Nothing in our world stands back and applauds this decision. It often feels like the time we take to play a board game, read a book with someone nestled beside us, stay home at night to tuck everyone in or have a late night conversation with a lonely teen, get up early to make breakfast, pack lunches, plan, shop for, and cook dinner, plan birthday parties, draw up chore charts, or expend emotional energy doling out consequences, instead of blog, write, work, or do something measurable, manageable, and valuable from a growth standpoint in followers, numbers, or dollar signs, is flushing our time down the toilet.
Can I tell you something? I feel your pain – I wrestle with those very same things.
And I’m going to be even more honest: I dreamed of being a doctor, a missionary, author, teacher, and going back to school to earn my masters and doctoral degrees AND THEN be becoming a mom. But a mom first? Changing diapers? Playing board games? MAKING CRAFTS??? Nope. Didn’t cross my radar. I didn’t grow up longing to babysit. Didn’t like to babysit. Didn’t even like other people’s kids. I preferred books and academics to living, active human beings with real time needs that took away from fulfilling mine.
But then I had children – four of them – before accomplishing anything I thought measured as “significant” in the world’s eyes. And while I deeply love my children and would not trade being a mom for achieving any of the other dreams on my list, staying present to their needs, desires, wants, and hearts is something I have to remind myself is worth fighting for and doing on a daily basis.
I am thankful I am married to a man who loves to see me engage in my unique ability of writing, teaching, and discipling other women and helps me find and create avenues to do that, but I frequently have to reign myself in to remember: the unique ability of being Lillian, Lizzie, Caroline, and Mia Grace’s mom comes before any other.
I know this might sound harsh or like I am sharing too much or baring my soul in an inappropriate way as a mom, but I am sharing this because I think there are many others of you out there who struggle and feel the same way I do.
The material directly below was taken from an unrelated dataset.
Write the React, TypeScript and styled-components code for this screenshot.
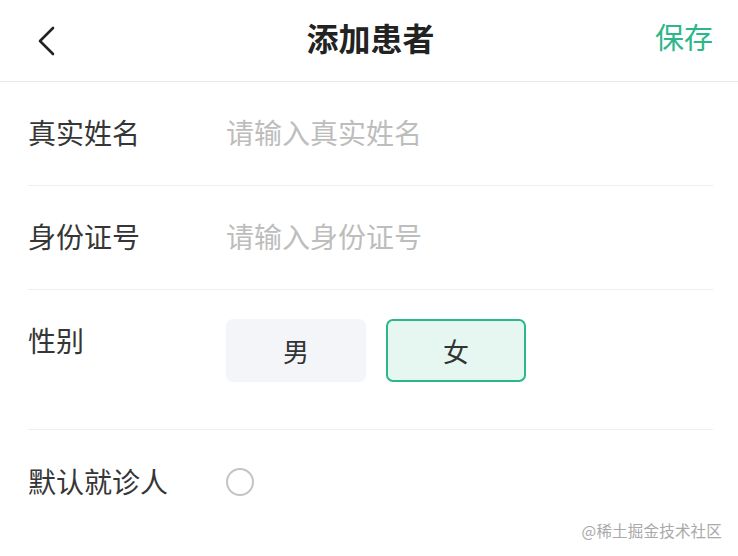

But I want to encourage both you and me in this: your work as a mom in the lives of your children, your pouring your unique abilities in them, is work that God made you and you alone to do. And it is work that will bear eternal, everlasting fruit.
I did a little research on how long the time and effort I put into sharing my unique ability of writing and teaching lasts:
- The lifespan of an Instagram post is about 21 hours.
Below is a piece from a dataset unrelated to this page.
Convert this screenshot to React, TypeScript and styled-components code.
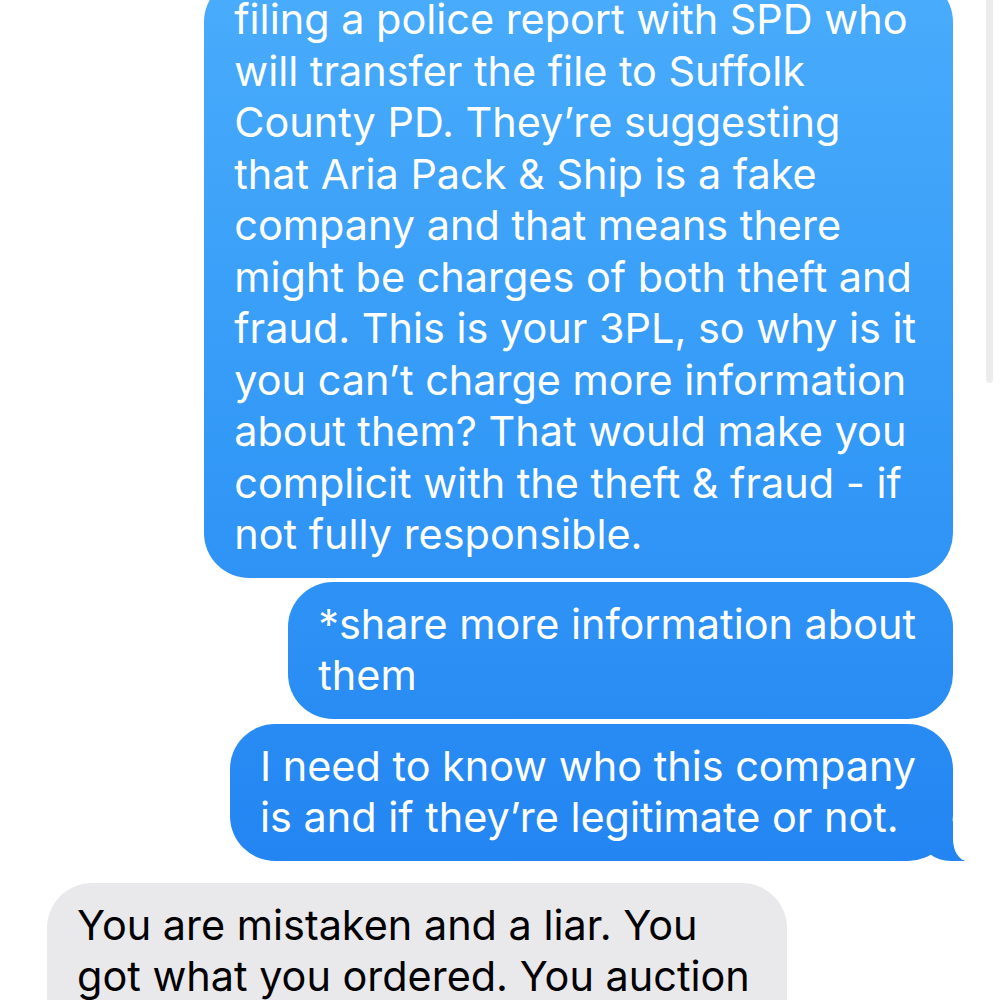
import React from 'react';
import styled, { createGlobalStyle, css } from 'styled-components';

type Sender = 'me' | 'them';

interface Message {
    id: number;
    from: Sender;
    lines: Array<string>;
    gap: number;
    tail?: boolean;
}

const messages: Array<Message> = [
    {
        id: 1,
        from: 'me',
        gap: 0,
        lines: [
            'filing a police report with SPD who',
            'will transfer the file to Suffolk',
            'County PD. They’re suggesting',
            'that Aria Pack & Ship is a fake',
            'company and that means there',
            'might be charges of both theft and',
            'fraud. This is your 3PL, so why is it',
            'you can’t charge more information',
            'about them? That would make you',
            'complicit with the theft & fraud - if',
            'not fully responsible.',
        ],
    },
    {
        id: 2,
        from: 'me',
        gap: 4,
        lines: ['*share more information about', 'them'],
    },
    {
        id: 3,
        from: 'me',
        gap: 5,
        tail: true,
        lines: ['I need to know who this company', 'is and if they’re legitimate or not.'],
    },
    {
        id: 4,
        from: 'them',
        gap: 22,
        lines: ['You are mistaken and a liar. You', 'got what you ordered. You auction', '\u00a0'],
    },
];

const blue = 'linear-gradient(180deg, #48abfb 0%, #3399f7 45%, #2283f1 90%) fixed';

const GlobalStyle = createGlobalStyle`
    html, body {
        margin: 0;
        padding: 0;
        background: #ffffff;
        overflow: hidden;
    }
    * {
        box-sizing: border-box;
    }
`;

const Screen = styled.main`
    position: relative;
    height: 1000px;
    overflow: hidden;
    background: #ffffff;
    font-family: 'Inter', 'Noto Sans', sans-serif;
    -webkit-font-smoothing: antialiased;
`;

const Thread = styled.div`
    display: flex;
    flex-direction: column;
    margin-top: -23px;
    padding: 0 47px;
`;

const Row = styled.div<{ $from: Sender; $gap: number }>`
    display: flex;
    justify-content: ${({ $from }): string => ($from === 'me' ? 'flex-end' : 'flex-start')};
    margin-top: ${({ $gap }): number => $gap}px;
`;

// little curl at the bottom right of the last bubble in a run
const myTail = css`
    &::before,
    &::after {
        content: '';
        position: absolute;
        bottom: 0;
        height: 40px;
    }
    &::before {
        right: -12px;
        width: 44px;
        background: ${blue};
        border-bottom-left-radius: 30px 24px;
    }
    &::after {
        right: -34px;
        width: 34px;
        background: #ffffff;
        border-bottom-left-radius: 14px 22px;
    }
`;

const Bubble = styled.div<{ $from: Sender; $tail?: boolean }>`
    position: relative;
    padding: 17px 37px 17px 30px;
    border-radius: 45px;
    font-size: 41.4px;
    line-height: 51.5px;
    ${({ $from }) =>
        $from === 'me'
            ? css`
                  color: #ffffff;
                  background: ${blue};
              `
            : css`
                  color: #000000;
                  background: #e9e9eb;
              `}
    ${({ $tail }) => $tail && myTail}
`;

const Line = styled.span`
    position: relative;
    z-index: 1;
    display: block;
    white-space: nowrap;
`;

const ScrollIndicator = styled.div`
    position: absolute;
    top: -10px;
    right: 7px;
    width: 7px;
    height: 393px;
    border-radius: 4px;
    background: #ececec;
`;

export default function App(): React.ReactElement {
    return (
        <Screen>
            <GlobalStyle />
            <Thread>
                {messages.map((m) => (
                    <Row key={m.id} $from={m.from} $gap={m.gap}>
                        <Bubble $from={m.from} $tail={m.tail}>
                            {m.lines.map((l, i) => (
                                <Line key={i}>{l}</Line>
                            ))}
                        </Bubble>
                    </Row>
                ))}
            </Thread>
            <ScrollIndicator />
        </Screen>
    );
}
- The lifespan of a blog post is about 2 years.
- The life span of a book is 20 years.
- The lifespan of your children and the generations who come after you is – eternal.
Puts it into perspective, doesn’t it?
My mom sent me a link to a podcast several weeks ago that I can’t stop listening to. The podcast is called Nothing is Wasted and is hosted by a guy named Davey Blackburn.
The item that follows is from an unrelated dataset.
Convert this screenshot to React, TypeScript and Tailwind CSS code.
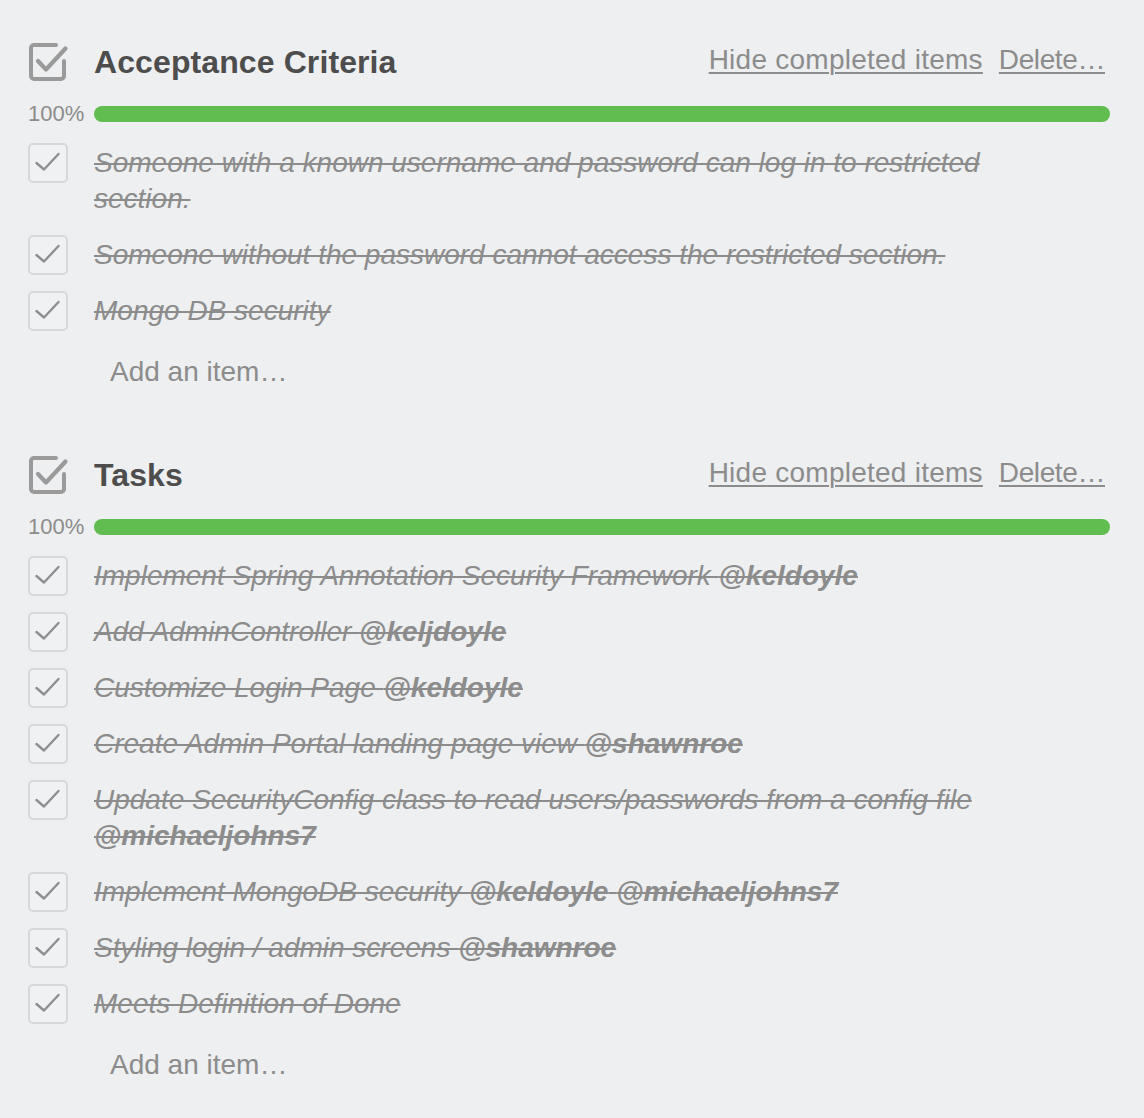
import React from 'react';

type Part = { text: string; mention?: boolean };
type Item = { parts: Part[] };

const acceptance: Item[] = [
  { parts: [{ text: 'Someone with a known username and password can log in to restricted section.' }] },
  { parts: [{ text: 'Someone without the password cannot access the restricted section.' }] },
  { parts: [{ text: 'Mongo DB security' }] },
];

const tasks: Item[] = [
  { parts: [{ text: 'Implement Spring Annotation Security Framework ' }, { text: '@keldoyle', mention: true }] },
  { parts: [{ text: 'Add AdminController ' }, { text: '@keljdoyle', mention: true }] },
  { parts: [{ text: 'Customize Login Page ' }, { text: '@keldoyle', mention: true }] },
  { parts: [{ text: 'Create Admin Portal landing page view ' }, { text: '@shawnroe', mention: true }] },
  {
    parts: [
      { text: 'Update SecurityConfig class to read users/passwords from a config file ' },
      { text: '@michaeljohns7', mention: true },
    ],
  },
  {
    parts: [
      { text: 'Implement MongoDB security ' },
      { text: '@keldoyle', mention: true },
      { text: ' ' },
      { text: '@michaeljohns7', mention: true },
    ],
  },
  { parts: [{ text: 'Styling login / admin screens ' }, { text: '@shawnroe', mention: true }] },
  { parts: [{ text: 'Meets Definition of Done' }] },
];

function ChecklistIcon() {
  return (
    <svg width="42" height="42" viewBox="0 0 42 42" fill="none" className="-ml-[1px]">
      <path
        d="M37 20 V35 a3 3 0 0 1 -3 3 H7 a3 3 0 0 1 -3 -3 V7 a3 3 0 0 1 3 -3 H29"
        stroke="#9a9a9a"
        strokeWidth="4"
        strokeLinecap="round"
        strokeLinejoin="round"
      />
      <path d="M11 20 L19 28.5 L38.5 7.5" stroke="#9a9a9a" strokeWidth="4.2" strokeLinecap="round" strokeLinejoin="round" />
    </svg>
  );
}

function CheckBox() {
  return (
    <div className="w-[40px] h-[40px] shrink-0 rounded-[5px] border-2 border-[#d6d8da] bg-[#eff1f2] flex items-center justify-center">
      <svg width="40" height="40" viewBox="0 0 40 40" fill="none" className="-m-[2px]">
        <path d="M8.5 20 L16 26.5 L30.5 11" stroke="#8f8f8f" strokeWidth="2.4" strokeLinecap="round" strokeLinejoin="round" />
      </svg>
    </div>
  );
}

function Checklist({ title, items }: { title: string; items: Item[] }) {
  return (
    <section>
      <div className="flex items-center h-[48px]">
        <div className="w-[66px] shrink-0 flex items-center">
          <ChecklistIcon />
        </div>
        <h3 className="flex-1 text-[32px] font-bold text-[#4d4d4d] leading-[40px] tracking-[0.1px]">{title}</h3>
        <div className="flex gap-[16px] mr-[5px] text-[28px] leading-[32px] text-[#8c8c8c] -mt-[4px]">
          <a className="underline decoration-[1.5px] underline-offset-[3px] tracking-[0.25px]">Hide completed items</a>
          <a className="underline decoration-[1.5px] underline-offset-[3px] tracking-[-0.4px]">Delete…</a>
        </div>
      </div>

      <div className="flex items-center h-[28px] mt-[14px]">
        <span className="w-[66px] shrink-0 text-[22px] text-[#8c8c8c] leading-[28px]">100%</span>
        <div className="flex-1 h-[16px] rounded-full bg-[#61bd4f]" />
      </div>

      <ul className="mt-[7px]">
        {items.map((item, i) => (
          <li key={i} className="flex py-[8px]">
            <div className="w-[66px] shrink-0">
              <CheckBox />
            </div>
            <p className="flex-1 pr-[70px] pt-[2px] pb-[2px] text-[28px] leading-[36px] italic text-[#8c8c8c] line-through decoration-[1.5px]">
              {item.parts.map((p, j) =>
                p.mention ? (
                  <strong key={j} className="font-bold">
                    {p.text}
                  </strong>
                ) : (
                  <span key={j}>{p.text}</span>
                )
              )}
            </p>
          </li>
        ))}
      </ul>

      <div className="h-[66px] flex items-center pl-[82px] text-[28px] text-[#8c8c8c]">Add an item…</div>
    </section>
  );
}

export default function App() {
  return (
    <div
      className="min-h-screen bg-[#edeff0] pl-[28px] pr-[34px] pt-[38px]"
      style={{ fontFamily: '"Liberation Sans", Arial, sans-serif' }}
    >
      <Checklist title="Acceptance Criteria" items={acceptance} />
      <div className="h-[46px]" />
      <Checklist title="Tasks" items={tasks} />
    </div>
  );
}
Davey was a pastor in Indiana, married for seven years to a beautiful woman named Amanda, and they had a two-year-old son. When Amanda was pregnant with their second child, she was murdered in an in-home break-in that left her husband, parents, siblings, and church community devastated and reeling.
But what Satan intends for evil, God uses for good. Every single time. Davey is committed to kicking the tail of the enemy by telling how his own story, his family’s story, and others’ stories, while full of pain, can be transformed, healed, and used for good by the power and grace of God. Any of his episodes is highly worth the listen.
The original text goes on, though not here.